Abandoned crypt beneath the Calvary Cemetery chapel
The Calvary chapel was built in 1899 from Cream City brick atop one of Milwaukee’s highest points. Today it overlooks Miller Park. The hill it sits upon is called as Jesuit Hill, and is primarily the burial place of clergy and members of various religious orders. At the base of the hill is the grave of Father Walter Halloran, the Jesuit priest who assisted in the exorcism of Roland Doe in 1949.
That is one of two cases (the other also involved a Wisconsin priest who was known as the foremost exorcist in America during his life) that inspired William Peter Blatty’s The Exorcist.
The grave of Father Walter Halloran
The chapel was in use for a long time, but with no climate control, the harsh Wisconsin weather eventually took a toll. It was closed in the 1950s.
The mystery lies in the crypt beneath the chapel.

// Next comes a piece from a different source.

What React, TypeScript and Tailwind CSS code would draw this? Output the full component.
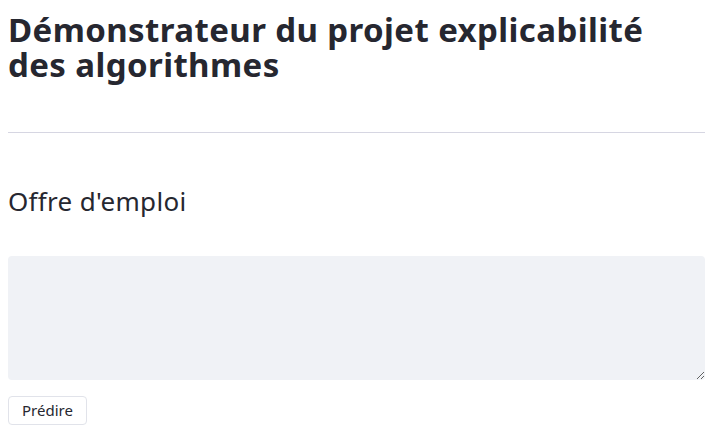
export default function App() {
  return (
    <div className="min-h-screen bg-white px-2 font-['Noto_Sans',sans-serif] text-[#262730]">
      <div className="w-[697px]">
        <h1 className="pr-[40px] pt-[12px] text-[33px] font-bold leading-[35px] tracking-[0.4px] text-[#262730]">
          Démonstrateur du projet explicabilité des algorithmes
        </h1>
        <hr className="mt-[50px] border-t border-[#d6d6e2]" />
        <h2 className="mt-[48px] text-[26px] font-normal leading-[40px] tracking-[0.3px]">Offre d'emploi</h2>
        <textarea
          className="mt-[35px] block h-[124px] w-full rounded-[4px] bg-[#f0f2f6] p-2 text-sm outline-none"
          aria-label="Offre d'emploi"
        />
        <button className="mt-[16px] rounded-[4px] border border-[#e1e3ea] bg-white px-[13px] py-[3px] text-[15px] leading-[21px] text-[#262730]">
          Prédire
        </button>
      </div>
    </div>
  );
}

Rev. Idziego Tarasiewicza is the crypt’s only interment
The underground mausoleum contains 45 niches on two levels. Two sets of spiral stairs on either side of chapel altar wind down into the crypt. To bring in the dead, each level had it’s own entrance. A tunnel through the hill lead into the lower level.
In 1903, Rev. Idziego Tarasiewicza died. He was the founder of St. Casimir’s Parish. A procession of more than 2,000 mourners walked from the church in Milwaukee’s Riverwest neighborhood to the Calvary crypt 6 miles away. Tarasiewicza was entombed in the vault directly beneath the altar. He was the first, as well as the last, interment in the crypt.
And no one knows why.
Rev. Tarasiewicza lies behind this marble marker
The entrance to the upper level of the crypt
Tunnel entrance into the lower level of the crypt
The guide in the crypt said the reason is probably due to poor ventilation, which could become hazardous. He cited another nearby crypt that was closed for that reason. But whether or not that is the case will remain a mystery. At some point, both outside entrances into the crypt were closed. The tunnel may have been covered up, or it may have collapsed. No one knows.
The crypt is open to the public on Memorial Day and during the Doors Open Milwaukee event every September.